The interpretation of this ottoman law is extremely liberal for Jews, but consider that Jews in the occupied territories are supposed to be solely under Israeli law, which does not support any form of Ottoman style land grab anyway.

So, why can't the Palestinians do the same, toss some barrels across a hilltop in order to gain ownership? Well, they can't. Definitely not in the 60% of the area under direct Israeli administrative and military control (area C). Their barrels will not survive a day. The settlers will remove them at gun point or paint them over and claim them to be theirs, again by force. The settlers are armed and have the backing of the army, the Palestinians can try to throw stones, but that's about it. Even if the barrels survive, and they manage to cultivate the trees, the settlers will likely cut the trees down on the first occasion they get, as they have done in olive orchards all over the territories.

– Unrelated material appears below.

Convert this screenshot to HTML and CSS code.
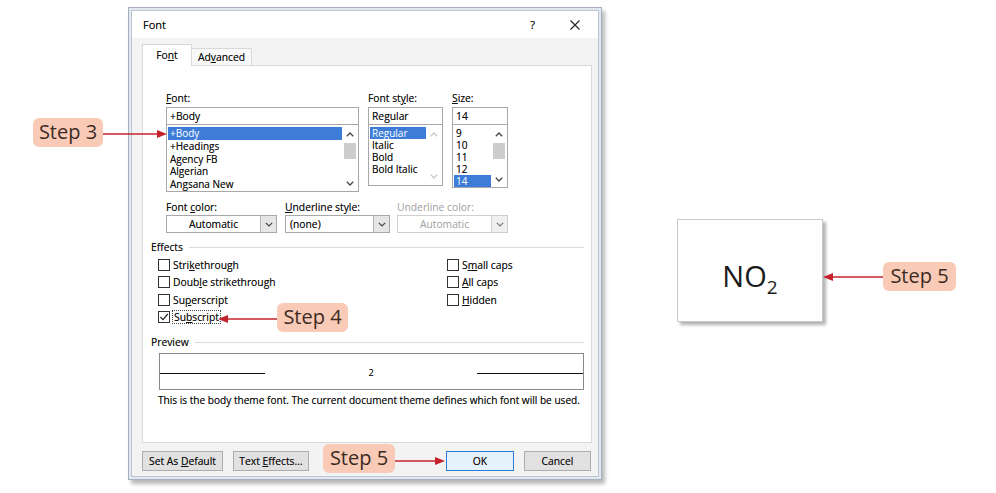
FILE: index.html
```html
<!DOCTYPE html>
<html>
<head>
<meta charset="utf-8">
<title>Font</title>
<link rel="stylesheet" href="styles.css">
</head>
<body>
<div class="stage">
  <div class="dialog">
    <div class="dinner">
      <div class="titlebar">
        <span class="title">Font</span>
        <span class="help">?</span>
        <svg class="close" width="10" height="10" viewBox="0 0 10 10"><path d="M0.5 0.5 L9.5 9.5 M9.5 0.5 L0.5 9.5" stroke="#222" stroke-width="1.1" fill="none"/></svg>
      </div>
      <div class="dbody">
        <div class="tabs">
          <div class="tab active">Fo<u>n</u>t</div>
          <div class="tab">Ad<u>v</u>anced</div>
        </div>
        <div class="panel">
          <div class="fontrow">
            <div class="col col-font">
              <div class="lbl"><u>F</u>ont:</div>
              <div class="input">+Body</div>
              <div class="list list-font">
                <div class="items">
                  <div class="item sel">+Body</div>
                  <div class="item">+Headings</div>
                  <div class="item">Agency FB</div>
                  <div class="item">Algerian</div>
                  <div class="item">Angsana New</div>
                </div>
                <div class="sbar">
                  <div class="sb-btn up"><svg width="8" height="5" viewBox="0 0 8 5"><polyline points="0.8,4.2 4,1 7.2,4.2" fill="none" stroke="#444" stroke-width="1.3"/></svg></div>
                  <div class="thumb"></div>
                  <div class="sb-space"></div>
                  <div class="sb-btn down"><svg width="8" height="5" viewBox="0 0 8 5"><polyline points="0.8,0.8 4,4 7.2,0.8" fill="none" stroke="#444" stroke-width="1.3"/></svg></div>
                </div>
              </div>
            </div>
            <div class="col col-style">
              <div class="lbl">Font st<u>y</u>le:</div>
              <div class="input">Regular</div>
              <div class="list list-style">
                <div class="items">
                  <div class="item sel">Regular</div>
                  <div class="item">Italic</div>
                  <div class="item">Bold</div>
                  <div class="item">Bold Italic</div>
                </div>
                <div class="sbar disabled">
                  <div class="sb-btn up"><svg width="8" height="5" viewBox="0 0 8 5"><polyline points="0.8,4.2 4,1 7.2,4.2" fill="none" stroke="#c8c8c8" stroke-width="1.3"/></svg></div>
                  <div class="sb-space"></div>
                  <div class="sb-btn down"><svg width="8" height="5" viewBox="0 0 8 5"><polyline points="0.8,0.8 4,4 7.2,0.8" fill="none" stroke="#c8c8c8" stroke-width="1.3"/></svg></div>
                </div>
              </div>
            </div>
            <div class="col col-size">
              <div class="lbl"><u>S</u>ize:</div>
              <div class="input">14</div>
              <div class="list list-size">
                <div class="items">
                  <div class="item">9</div>
                  <div class="item">10</div>
                  <div class="item">11</div>
                  <div class="item">12</div>
                  <div class="item sel">14</div>
                </div>
                <div class="sbar">
                  <div class="sb-btn up"><svg width="8" height="5" viewBox="0 0 8 5"><polyline points="0.8,4.2 4,1 7.2,4.2" fill="none" stroke="#444" stroke-width="1.3"/></svg></div>
                  <div class="thumb"></div>
                  <div class="sb-space"></div>
                  <div class="sb-btn down"><svg width="8" height="5" viewBox="0 0 8 5"><polyline points="0.8,0.8 4,4 7.2,0.8" fill="none" stroke="#444" stroke-width="1.3"/></svg></div>
                </div>
              </div>
            </div>
          </div>

          <div class="colorrow">
            <div class="ccol c1">
              <div class="lbl">Font <u>c</u>olor:</div>
              <div class="select"><span class="sval center">Automatic</span><span class="sbtn"><svg width="8" height="5" viewBox="0 0 8 5"><polyline points="0.8,0.8 4,4 7.2,0.8" fill="none" stroke="#444" stroke-width="1.2"/></svg></span></div>
            </div>
            <div class="ccol c2">
              <div class="lbl"><u>U</u>nderline style:</div>
              <div class="select"><span class="sval">(none)</span><span class="sbtn"><svg width="8" height="5" viewBox="0 0 8 5"><polyline points="0.8,0.8 4,4 7.2,0.8" fill="none" stroke="#444" stroke-width="1.2"/></svg></span></div>
            </div>
            <div class="ccol c3 disabled">
              <div class="lbl">Underline color:</div>
              <div class="select"><span class="sval center">Automatic</span><span class="sbtn"><svg width="8" height="5" viewBox="0 0 8 5"><polyline points="0.8,0.8 4,4 7.2,0.8" fill="none" stroke="#777" stroke-width="1.2"/></svg></span></div>
            </div>
          </div>

          <div class="group-head"><span>Effects</span><span class="rule"></span></div>
          <div class="effects">
            <div class="ecol">
              <div class="chk"><span class="box"></span><span>Stri<u>k</u>ethrough</span></div>
              <div class="chk"><span class="box"></span><span>Doub<u>l</u>e strikethrough</span></div>
              <div class="chk"><span class="box"></span><span>Su<u>p</u>erscript</span></div>
              <div class="chk"><span class="box checked"><svg width="10" height="10" viewBox="0 0 10 10"><polyline points="1.5,5 4,7.6 8.8,2" fill="none" stroke="#222" stroke-width="1.2"/></svg></span><span class="focus">Su<u>b</u>script</span></div>
            </div>
            <div class="ecol">
              <div class="chk"><span class="box"></span><span>S<u>m</u>all caps</span></div>
              <div class="chk"><span class="box"></span><span><u>A</u>ll caps</span></div>
              <div class="chk"><span class="box"></span><span><u>H</u>idden</span></div>
            </div>
          </div>

          <div class="group-head preview-head"><span>Preview</span><span class="rule"></span></div>
          <div class="preview">
            <span class="pline left"></span>
            <span class="ptext">2</span>
            <span class="pline right"></span>
          </div>
          <div class="desc">This is the body theme font. The current document theme defines which font will be used.</div>
        </div>

        <div class="buttons">
          <div class="btn b-default">Set As <u>D</u>efault</div>
          <div class="btn b-effects">Text <u>E</u>ffects...</div>
          <div class="btn b-ok">OK</div>
          <div class="btn b-cancel">Cancel</div>
        </div>
      </div>
    </div>
  </div>

  <div class="result">
    <div class="nobox"><span class="formula">NO<sub>2</sub></span></div>
    <div class="pointer">
      <svg class="arrow" width="60" height="10" viewBox="0 0 60 10"><line x1="8" y1="5" x2="60" y2="5" stroke="#c4232d" stroke-width="1.6"/><polygon points="0,5 10,1 10,9" fill="#c4232d"/></svg>
      <div class="pill">Step 5</div>
    </div>
  </div>

  <div class="callout s3">Step 3</div>
  <svg class="arr a3" width="64" height="10" viewBox="0 0 64 10"><line x1="0" y1="5" x2="56" y2="5" stroke="#c4232d" stroke-width="1.6"/><polygon points="64,5 54,1 54,9" fill="#c4232d"/></svg>

  <div class="callout s4">Step 4</div>
  <svg class="arr a4" width="59" height="10" viewBox="0 0 59 10"><line x1="8" y1="5" x2="59" y2="5" stroke="#c4232d" stroke-width="1.6"/><polygon points="0,5 10,1 10,9" fill="#c4232d"/></svg>

  <div class="callout s5">Step 5</div>
  <svg class="arr a5" width="50" height="10" viewBox="0 0 50 10"><line x1="0" y1="5" x2="42" y2="5" stroke="#c4232d" stroke-width="1.6"/><polygon points="50,5 40,1 40,9" fill="#c4232d"/></svg>
</div>
</body>
</html>
```

FILE: styles.css
```css
* { box-sizing: border-box; }
body {
  margin: 0;
  background: #fff;
  font-family: "Open Sans", "DejaVu Sans", sans-serif;
}
.stage {
  position: relative;
  width: 996px;
  height: 493px;
  display: flex;
  align-items: flex-start;
  overflow: hidden;
}

/* ---------- dialog ---------- */
.dialog {
  margin: 7px 0 0 128px;
  width: 474px;
  height: 473px;
  border: 1px solid #a6afbb;
  padding: 2px;
  background: #e2e8f0;
  box-shadow: 3px 4px 4px rgba(0, 0, 0, 0.28);
  display: flex;
  flex-direction: column;
  font-size: 10.3px;
  color: #111;
  text-shadow: 0 0 0.5px rgba(0, 0, 0, 0.55);
}
.dinner {
  flex: 1;
  border: 1px solid #bcc6d3;
  background: #f3f3f3;
  display: flex;
  flex-direction: column;
}
.titlebar {
  height: 27px;
  background: #fff;
  display: flex;
  align-items: center;
  padding: 0 18px 0 11px;
  font-size: 11px;
}
.title { flex: 1; }
.help { margin-right: 35px; font-size: 11px; }
.close { display: block; }

.dbody {
  flex: 1;
  display: flex;
  flex-direction: column;
  padding: 0 6px 0 10px;
}
.tabs {
  height: 27px;
  display: flex;
  align-items: flex-end;
  position: relative;
  z-index: 1;
}
.tab {
  height: 17px;
  width: 60px;
  border: 1px solid #d9d9d9;
  border-bottom: none;
  border-left: none;
  background: #f8f8f8;
  text-align: center;
  line-height: 16px;
}
.tab.active {
  width: 50px;
  height: 22px;
  border-left: 1px solid #d9d9d9;
  background: #fff;
  margin-bottom: -1px;
  line-height: 20px;
}
.panel {
  height: 378px;
  border: 1px solid #d9d9d9;
  background: #fff;
  padding: 26px 7px 0 8px;
}

.lbl { height: 13px; line-height: 13px; white-space: nowrap; }
.fontrow {
  display: flex;
  margin-left: 15px;
  gap: 9px;
}
.col-font { width: 193px; }
.col-style { width: 75px; }
.col-size { width: 56px; }
.input {
  margin-top: 2px;
  height: 18px;
  border: 1px solid #a8a8a8;
  line-height: 16px;
  padding-left: 3px;
  background: #fff;
}
.list {
  margin-top: -1px;
  border: 1px solid #a8a8a8;
  display: flex;
  background: #fff;
  font-size: 10px;
}
.list-font { height: 68px; }
.list-style { height: 62px; }
.list-size { height: 64px; }
.items { flex: 1; padding-top: 2px; padding-left: 1px; }
.item { height: 12.75px; line-height: 12.75px; padding-left: 2px; white-space: nowrap; }
.list-style .item, .list-size .item { height: 12px; line-height: 12px; }
.item.sel { background: #3d7dd8; color: #fff; text-shadow: none; }
.sbar {
  width: 16px;
  display: flex;
  flex-direction: column;
  padding: 1px 1px;
}
.sb-btn { height: 16px; display: flex; align-items: center; justify-content: center; }
.sb-btn svg { display: block; }
.thumb { height: 16px; background: #cdcdcd; margin: 1px 1px 0; }
.sb-space { flex: 1; }
.list-size .sb-btn.down { height: 13px; }
.list-font .sb-btn.down { height: 14px; }

.colorrow {
  display: flex;
  margin: 9px 0 0 15px;
}
.ccol .select { margin-top: 1px; }
.c1 { width: 111px; margin-right: 8px; }
.c2 { width: 105px; margin-right: 7px; }
.c3 { width: 111px; }
.select {
  height: 18px;
  border: 1px solid #a8a8a8;
  display: flex;
  background: #fff;
}
.sval { flex: 1; line-height: 16px; padding-left: 4px; }
.sval.center { text-align: center; padding-left: 0; }
.sbtn {
  width: 16px;
  background: #e6e6e6;
  border-left: 1px solid #b4b4b4;
  display: flex;
  align-items: center;
  justify-content: center;
}
.disabled .lbl, .disabled .sval { color: #a0a0a0; text-shadow: none; }
.disabled .select { border-color: #cfcfcf; }
.disabled .sbtn { background: #efefef; border-left-color: #d0d0d0; }

.group-head {
  display: flex;
  align-items: center;
  margin-top: 8px;
  height: 13px;
  line-height: 13px;
}
.group-head .rule {
  flex: 1;
  height: 1px;
  background: #dcdcdc;
  margin-left: 6px;
}
.effects {
  display: grid;
  grid-template-columns: 289px auto;
  margin: 2px 0 0 7px;
}
.chk {
  height: 17.5px;
  display: flex;
  align-items: center;
  gap: 3px;
  white-space: nowrap;
}
.box {
  width: 12px;
  height: 12px;
  border: 1px solid #333;
  background: #fff;
  display: flex;
  align-items: center;
  justify-content: center;
}
.focus {
  border: 1px dotted #444;
  padding: 0 1px;
  line-height: 12px;
  margin-left: -1px;
}
.preview-head { margin-top: 10px; }
.preview {
  margin: 4px 0 0 8px;
  height: 37px;
  border: 1px solid #8a8a8a;
  display: flex;
  align-items: center;
  padding-top: 4px;
}
.pline { height: 1.5px; background: #111; }
.pline.left { width: 105px; }
.pline.right { width: 106px; }
.ptext { flex: 1; text-align: center; font-size: 9px; margin-top: -2px; }
.desc {
  margin: 4px 0 0 7px;
  line-height: 13px;
  font-size: 10.1px;
  white-space: nowrap;
}

.buttons {
  display: flex;
  margin-top: 8px;
  height: 20px;
}
.btn {
  height: 20px;
  border: 1px solid #adadad;
  background: #e1e1e1;
  text-align: center;
  line-height: 18px;
}
.b-default { width: 81px; margin-right: 10px; }
.b-effects { width: 76px; }
.b-ok {
  width: 68px;
  margin-left: auto;
  margin-right: 10px;
  border-color: #2a7fd4;
  background: #e5f1fb;
}
.b-cancel { width: 67px; margin-right: 1px; }

/* ---------- result ---------- */
.result {
  display: flex;
  align-items: flex-start;
  margin: 219px 0 0 75px;
}
.nobox {
  width: 146px;
  height: 103px;
  border: 1px solid #c9c9c9;
  background: #fff;
  box-shadow: 3px 3px 3px rgba(0, 0, 0, 0.3);
  display: flex;
  align-items: center;
  justify-content: center;
  padding-top: 10px;
  font-size: 29px;
  color: #1a1a1a;
}
.formula sub { font-size: 19px; vertical-align: -7px; line-height: 0; }
.pointer {
  display: flex;
  align-items: center;
  margin-top: 43px;
}
.arrow { display: block; }

/* ---------- callouts ---------- */
.pill, .callout {
  height: 29px;
  line-height: 28px;
  background: #f9cbb6;
  border-radius: 6px;
  font-size: 20px;
  color: #3b2a24;
  text-align: center;
  white-space: nowrap;
}
.pill { width: 73px; }
.callout { position: absolute; }
.s3 { left: 33px; top: 118px; width: 70px; }
.s4 { left: 277px; top: 303px; width: 71px; }
.s5 { left: 323px; top: 444px; width: 72px; }
.arr { position: absolute; display: block; }
.a3 { left: 103px; top: 129px; }
.a4 { left: 218px; top: 314px; }
.a5 { left: 395px; top: 456px; }
```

The Palestinians will also not be able to water the trees. Water from wells is supplied only to Jewish farmers and if the Palestinians dig cisterns to collect rain water, these cisterns are considered "building without permit" and the IDF will send a bulldozer to plug them. Building permits are issued as a matter of course only to Jewish construction as the Israeli governor cannot spare the time, for almost 50 years now, to draw a plan for the Palestinians that would enable issuing building permits.

That's how it works.

The name of this post, "barrel distortion", is a term in optics. Camera lenses have it, and in modern digital cameras, post processing of the images can effectively correct such distortion. But no amount of post processing will be able to eliminate the "barrel distortion" in the images one sees daily in the occupied territories.

This post is an English version of an earlier Hebrew post. I thought it worthwhile to translate this one so that people who cannot read Hebrew can read this – I was that bothered by this cynical  and abominable form of "farming".